500.A15A4 Steering Committee/491: Telegram

The Minister in Switzerland (Wilson) to the Secretary of State

1071. The Third Commission was set up by the Assembly this morning, the Hungarian delegate declaring that on account of the attitude of other powers towards equality of treatment his delegation would abstain from attending meetings.

A talk with Viénot18 later gives me some further light on the French attitude in disarmament.

Viénot said that his delegation would of course attend the Third Commission but that if he spoke at all in the name of France it would [Page 17] be merely to reserve his views for the Bureau which organ was more representative of the great armed powers. He anticipates that the Bureau will meet in the next few days.

Requesting me to regard the information as confidential he said that at the Bureau the French representative would state that it [was] believed that the time was ripe for a “reexamination” of the questions of budgetary publicity, control of the manufacture of and traffic in arms and limitations of air forces. The first two the French delegation believed could be undertaken by a second reading [of the] draft conventions already existing. As for the third, they had not worked out the final details of what they hoped to propose.

The French delegation would not push the other task to an immediate and decisive answer but would propose a second meeting of the Bureau [after a] certain delay to enable the delegates to consult with their governments. Whether this second meeting should take place before or after the Locarno conversations would be a point to be determined in the Bureau.

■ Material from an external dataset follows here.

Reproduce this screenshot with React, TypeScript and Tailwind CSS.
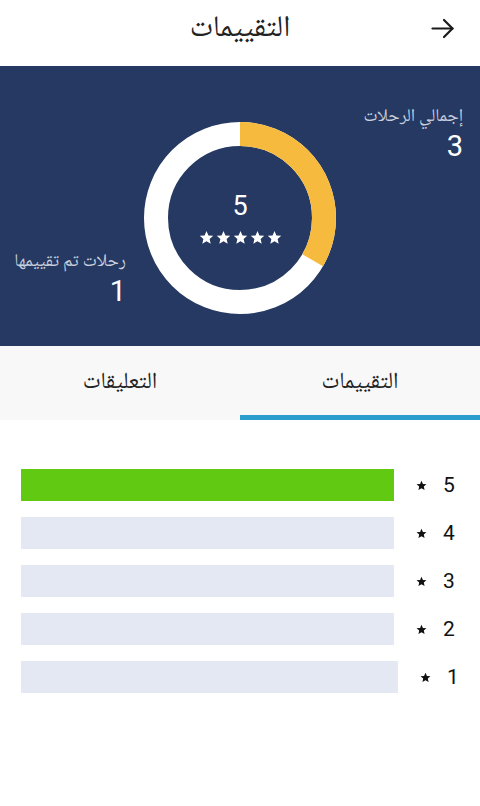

Following the lines of your 511, September 28, 6 p.m., I spoke of the great interest of the United States in seeing these conventions brought into being but reminded him of the wide divergence of view between the British and French delegations in the last discussions and added that I thought it would be unhappy to see these divergences in public in the present situation. I gained the impression from Viénot that he knew even less about the British attitude than I. He said the French were deeply concerned, that the essential first step was the control of the production of armaments. Limitation might follow but he did not believe that limitation could precede or be simultaneous with the control of production. He admitted that the wiser procedure would be for the French Government to work with the British after the first Bureau meeting and urge them to examine how far they could revise their attitude.

Viénot [said that] in its initiative the French was hoping to have not only the approval of the United States but the same vigorous support from that country that had characterized the debates in the last meetings. I replied that my Government was as anxious now as then to see these conventions realized but stated that it seemed to me that the crux of success for a second [reading] in the absence of Germany lay in the British and French ironing out the differences.

In replying as I did to Viénot I tried to give him the impression that while we earnestly desired success and would aid enthusiastically if there were any hope, we would be reluctant to waste effort on a gesture condemned to failure at the start.

Wilson
  1. Pierre Viénot, French Under Secretary of State for Foreign Affairs; delegate (substitute) to the League of Nations Assembly, September 21–October 10, 1936.